====== PROVIDED MATERIAL
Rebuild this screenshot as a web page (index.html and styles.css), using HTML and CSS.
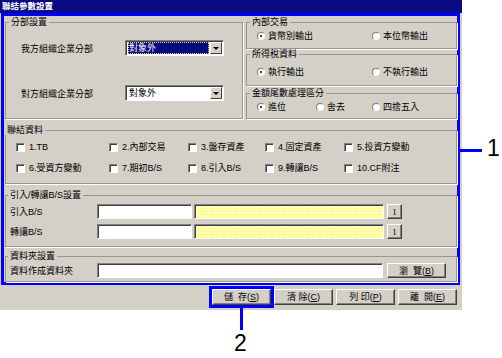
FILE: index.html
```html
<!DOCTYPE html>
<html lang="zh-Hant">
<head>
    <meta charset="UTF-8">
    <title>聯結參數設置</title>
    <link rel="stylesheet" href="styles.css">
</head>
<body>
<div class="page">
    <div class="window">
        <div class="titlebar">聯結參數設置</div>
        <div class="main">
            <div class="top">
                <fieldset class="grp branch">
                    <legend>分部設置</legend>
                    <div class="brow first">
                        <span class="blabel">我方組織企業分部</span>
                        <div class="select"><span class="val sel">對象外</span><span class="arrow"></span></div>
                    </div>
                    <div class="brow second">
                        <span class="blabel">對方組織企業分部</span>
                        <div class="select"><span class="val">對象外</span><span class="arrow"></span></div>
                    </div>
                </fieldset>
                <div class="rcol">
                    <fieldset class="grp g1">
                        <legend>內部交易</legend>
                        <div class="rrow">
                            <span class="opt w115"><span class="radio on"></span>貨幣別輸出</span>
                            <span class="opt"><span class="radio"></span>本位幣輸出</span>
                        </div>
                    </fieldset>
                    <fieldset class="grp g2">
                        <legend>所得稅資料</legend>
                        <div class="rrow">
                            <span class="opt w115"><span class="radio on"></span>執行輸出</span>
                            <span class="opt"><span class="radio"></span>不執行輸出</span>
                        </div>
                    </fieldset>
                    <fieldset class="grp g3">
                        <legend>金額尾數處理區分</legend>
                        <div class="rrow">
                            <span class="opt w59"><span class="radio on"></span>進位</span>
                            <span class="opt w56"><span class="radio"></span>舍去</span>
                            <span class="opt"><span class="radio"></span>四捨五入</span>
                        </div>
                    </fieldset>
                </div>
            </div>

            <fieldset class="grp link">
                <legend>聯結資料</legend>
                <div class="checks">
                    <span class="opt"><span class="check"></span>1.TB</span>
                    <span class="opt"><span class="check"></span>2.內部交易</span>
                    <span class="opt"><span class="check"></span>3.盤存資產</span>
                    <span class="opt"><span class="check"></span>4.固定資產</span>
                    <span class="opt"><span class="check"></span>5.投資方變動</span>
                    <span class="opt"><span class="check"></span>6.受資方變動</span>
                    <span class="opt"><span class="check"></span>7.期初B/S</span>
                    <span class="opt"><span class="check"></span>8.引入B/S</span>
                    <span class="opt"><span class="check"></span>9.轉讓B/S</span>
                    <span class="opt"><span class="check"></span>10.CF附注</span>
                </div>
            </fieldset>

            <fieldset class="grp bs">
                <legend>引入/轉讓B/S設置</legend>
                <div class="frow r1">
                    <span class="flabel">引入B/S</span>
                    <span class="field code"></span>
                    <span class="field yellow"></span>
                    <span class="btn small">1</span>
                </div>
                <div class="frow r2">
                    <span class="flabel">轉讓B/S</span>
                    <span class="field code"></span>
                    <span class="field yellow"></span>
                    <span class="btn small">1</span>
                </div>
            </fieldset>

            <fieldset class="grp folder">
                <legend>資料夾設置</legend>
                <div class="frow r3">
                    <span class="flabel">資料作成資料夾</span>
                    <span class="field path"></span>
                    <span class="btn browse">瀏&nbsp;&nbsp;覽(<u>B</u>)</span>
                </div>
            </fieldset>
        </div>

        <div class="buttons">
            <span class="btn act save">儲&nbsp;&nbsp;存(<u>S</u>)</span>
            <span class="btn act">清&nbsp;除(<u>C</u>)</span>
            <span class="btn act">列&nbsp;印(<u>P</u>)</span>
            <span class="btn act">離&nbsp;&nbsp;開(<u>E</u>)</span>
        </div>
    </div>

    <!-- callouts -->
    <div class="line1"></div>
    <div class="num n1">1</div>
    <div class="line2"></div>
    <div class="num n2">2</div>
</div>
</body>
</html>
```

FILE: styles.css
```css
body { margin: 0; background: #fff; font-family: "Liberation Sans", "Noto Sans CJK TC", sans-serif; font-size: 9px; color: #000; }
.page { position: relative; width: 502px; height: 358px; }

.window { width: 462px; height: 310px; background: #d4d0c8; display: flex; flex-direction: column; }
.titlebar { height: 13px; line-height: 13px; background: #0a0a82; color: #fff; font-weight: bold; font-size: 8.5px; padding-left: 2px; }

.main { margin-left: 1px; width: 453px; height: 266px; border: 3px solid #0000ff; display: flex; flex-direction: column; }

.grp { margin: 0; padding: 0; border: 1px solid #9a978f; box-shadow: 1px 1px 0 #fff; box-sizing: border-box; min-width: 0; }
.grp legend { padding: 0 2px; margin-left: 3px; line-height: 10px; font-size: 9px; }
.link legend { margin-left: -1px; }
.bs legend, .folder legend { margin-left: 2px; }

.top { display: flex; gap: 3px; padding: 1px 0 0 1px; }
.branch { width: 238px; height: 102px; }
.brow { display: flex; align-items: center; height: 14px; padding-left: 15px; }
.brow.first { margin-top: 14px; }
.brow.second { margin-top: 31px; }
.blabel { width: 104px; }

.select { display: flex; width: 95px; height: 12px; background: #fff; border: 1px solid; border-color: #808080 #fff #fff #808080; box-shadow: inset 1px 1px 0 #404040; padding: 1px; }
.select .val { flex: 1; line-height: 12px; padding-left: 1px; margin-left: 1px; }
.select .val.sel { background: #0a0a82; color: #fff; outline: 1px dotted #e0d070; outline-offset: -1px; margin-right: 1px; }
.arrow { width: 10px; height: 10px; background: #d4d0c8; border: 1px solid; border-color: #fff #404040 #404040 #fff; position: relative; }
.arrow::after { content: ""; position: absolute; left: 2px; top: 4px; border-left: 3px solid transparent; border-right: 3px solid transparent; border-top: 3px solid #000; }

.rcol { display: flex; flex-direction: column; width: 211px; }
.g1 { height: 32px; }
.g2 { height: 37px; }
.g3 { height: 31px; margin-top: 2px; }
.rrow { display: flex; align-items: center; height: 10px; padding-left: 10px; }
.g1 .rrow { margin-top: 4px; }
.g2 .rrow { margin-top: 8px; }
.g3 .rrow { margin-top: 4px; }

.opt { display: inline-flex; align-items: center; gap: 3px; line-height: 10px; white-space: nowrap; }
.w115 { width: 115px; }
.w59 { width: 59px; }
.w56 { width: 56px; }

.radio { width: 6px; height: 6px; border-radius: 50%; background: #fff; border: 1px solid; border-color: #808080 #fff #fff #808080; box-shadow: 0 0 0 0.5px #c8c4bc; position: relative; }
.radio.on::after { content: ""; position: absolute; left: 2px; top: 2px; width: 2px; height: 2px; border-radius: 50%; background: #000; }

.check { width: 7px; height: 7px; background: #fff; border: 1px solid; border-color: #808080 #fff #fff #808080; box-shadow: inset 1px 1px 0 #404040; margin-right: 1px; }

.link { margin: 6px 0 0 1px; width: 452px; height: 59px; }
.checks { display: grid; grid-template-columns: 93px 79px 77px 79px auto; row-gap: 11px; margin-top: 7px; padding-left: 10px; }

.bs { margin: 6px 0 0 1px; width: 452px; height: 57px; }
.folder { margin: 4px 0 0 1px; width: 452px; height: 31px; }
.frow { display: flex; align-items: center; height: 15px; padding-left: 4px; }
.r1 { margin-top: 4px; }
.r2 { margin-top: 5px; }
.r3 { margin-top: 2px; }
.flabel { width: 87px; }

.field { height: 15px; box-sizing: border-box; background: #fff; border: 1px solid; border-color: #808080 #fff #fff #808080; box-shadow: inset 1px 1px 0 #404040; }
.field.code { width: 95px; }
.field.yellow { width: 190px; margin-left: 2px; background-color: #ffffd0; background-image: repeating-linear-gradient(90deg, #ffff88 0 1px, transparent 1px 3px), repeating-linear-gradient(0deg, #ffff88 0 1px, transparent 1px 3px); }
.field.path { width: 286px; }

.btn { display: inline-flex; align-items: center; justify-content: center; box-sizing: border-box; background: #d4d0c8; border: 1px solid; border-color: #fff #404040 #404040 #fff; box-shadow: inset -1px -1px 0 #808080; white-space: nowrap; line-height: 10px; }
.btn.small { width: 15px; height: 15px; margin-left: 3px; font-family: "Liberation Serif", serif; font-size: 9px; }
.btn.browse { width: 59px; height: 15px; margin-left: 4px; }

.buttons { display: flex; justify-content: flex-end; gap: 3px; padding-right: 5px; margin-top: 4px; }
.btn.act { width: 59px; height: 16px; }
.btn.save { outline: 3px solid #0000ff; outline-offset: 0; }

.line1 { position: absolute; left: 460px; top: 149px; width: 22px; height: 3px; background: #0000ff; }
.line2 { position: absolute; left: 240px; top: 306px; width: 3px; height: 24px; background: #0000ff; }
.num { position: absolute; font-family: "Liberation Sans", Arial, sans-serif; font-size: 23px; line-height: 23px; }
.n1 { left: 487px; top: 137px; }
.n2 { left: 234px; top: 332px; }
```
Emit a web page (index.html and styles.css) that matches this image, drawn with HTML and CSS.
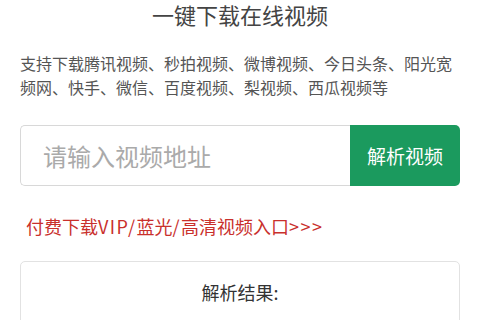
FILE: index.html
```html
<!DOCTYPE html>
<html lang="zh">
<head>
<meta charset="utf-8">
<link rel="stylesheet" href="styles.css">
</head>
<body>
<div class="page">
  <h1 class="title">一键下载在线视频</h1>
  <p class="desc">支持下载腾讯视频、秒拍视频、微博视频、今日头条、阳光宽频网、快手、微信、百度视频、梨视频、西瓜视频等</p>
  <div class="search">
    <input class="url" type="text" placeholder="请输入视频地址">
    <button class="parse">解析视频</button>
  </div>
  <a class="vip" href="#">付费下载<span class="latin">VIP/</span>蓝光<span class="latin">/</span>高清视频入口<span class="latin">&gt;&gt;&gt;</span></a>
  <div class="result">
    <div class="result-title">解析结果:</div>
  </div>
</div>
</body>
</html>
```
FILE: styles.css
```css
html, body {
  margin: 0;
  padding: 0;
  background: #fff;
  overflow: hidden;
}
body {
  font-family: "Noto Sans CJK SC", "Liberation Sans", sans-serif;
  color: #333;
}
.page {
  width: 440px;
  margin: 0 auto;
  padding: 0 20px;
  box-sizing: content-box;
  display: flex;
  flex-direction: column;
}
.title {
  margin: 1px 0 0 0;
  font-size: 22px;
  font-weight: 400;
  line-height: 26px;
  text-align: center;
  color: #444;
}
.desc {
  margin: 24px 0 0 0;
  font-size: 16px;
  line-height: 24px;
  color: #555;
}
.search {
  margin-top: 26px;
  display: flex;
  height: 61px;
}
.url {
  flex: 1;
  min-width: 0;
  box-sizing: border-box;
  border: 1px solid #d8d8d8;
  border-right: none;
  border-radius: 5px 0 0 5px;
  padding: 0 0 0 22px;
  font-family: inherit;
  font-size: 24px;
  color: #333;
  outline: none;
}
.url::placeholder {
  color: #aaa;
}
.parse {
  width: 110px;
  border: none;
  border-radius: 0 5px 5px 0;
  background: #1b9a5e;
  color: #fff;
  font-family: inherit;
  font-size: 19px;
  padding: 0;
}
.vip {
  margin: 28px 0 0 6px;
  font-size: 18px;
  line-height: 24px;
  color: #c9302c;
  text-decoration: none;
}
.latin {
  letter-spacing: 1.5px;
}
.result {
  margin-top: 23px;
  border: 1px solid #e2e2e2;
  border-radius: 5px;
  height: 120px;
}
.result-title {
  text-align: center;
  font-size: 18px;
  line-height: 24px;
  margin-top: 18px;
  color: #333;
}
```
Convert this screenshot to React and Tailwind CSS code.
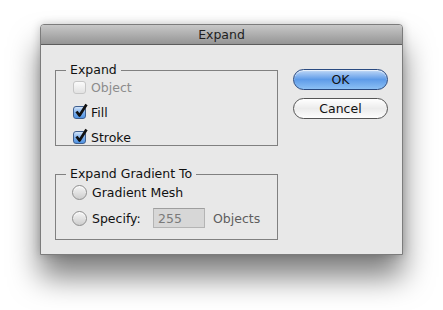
============
PROBLEM TO WORK ON:
Sift through the entries and copy every line with "image".

EXERCISE ANSWER:
.field.yellow { width: 190px; margin-left: 2px; background-color: #ffffd0; background-image: repeating-linear-gradient(90deg, #ffff88 0 1px, transparent 1px 3px), repeating-linear-gradient(0deg, #ffff88 0 1px, transparent 1px 3px); }
Emit a web page (index.html and styles.css) that matches this image, drawn with HTML and CSS.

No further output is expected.